Additionally, once the avg_idle is at its max, it may take a while to pull the
avg down to a value that it should be. In the above example, after the avg idle
is set the max value of 1000000 ns, the CPU's idle durations needs to
be 200000 ns for the next 8 occurrences before the avg falls below the migration
cost value.

This patch attempts to avoid these situations by always updating the avg_idle
value first with the function call to update_avg(). Then, if the avg_idle
exceeds the max avg value, the avg gets set to the max. Also, this patch lowers
the max avg_idle value to migration_cost * 1.5 instead of migration_cost * 2 to
reduce the time it takes to pull the avg idle to a lower value after long idles.

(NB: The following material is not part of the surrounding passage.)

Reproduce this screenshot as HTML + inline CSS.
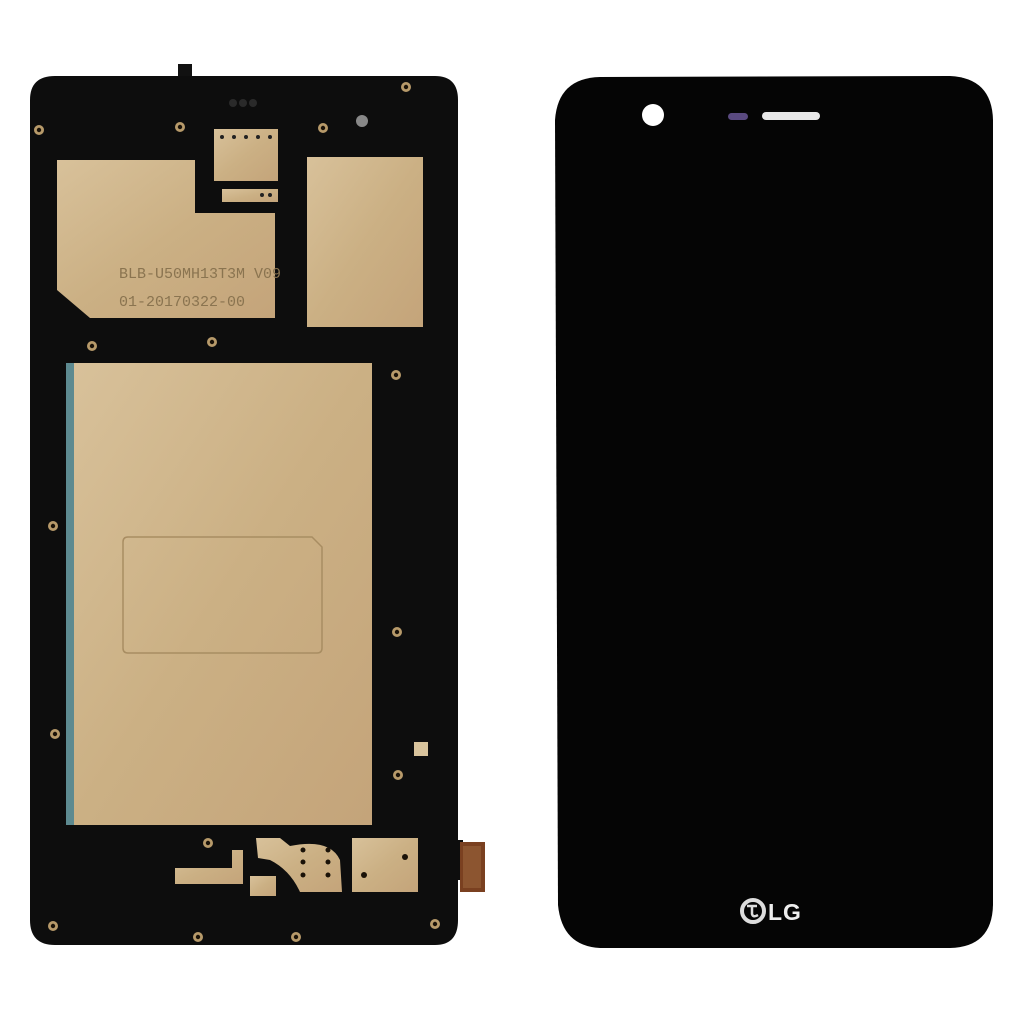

With this change, I got some decent performance boosts in AIM7 workloads on an
8 socket machine on the 3.10 kernel. In particular, it boosted the AIM7 fserver
workload by about 20% when running it with a high # of users.

An avg_idle related question that I have is does migration_cost in idle balance
need to be the same as the migration_cost in task_hot()? Can we keep
migration_cost default value used in task_hot() the same, but have a different
default value or increase migration_cost only when comparing it with avg_idle in
idle balance?


Signed-off-by: Jason Low <jason.low2@hp.com>
---
 kernel/sched/core.c |   10 +++++-----
 1 files changed, 5 insertions(+), 5 deletions(-)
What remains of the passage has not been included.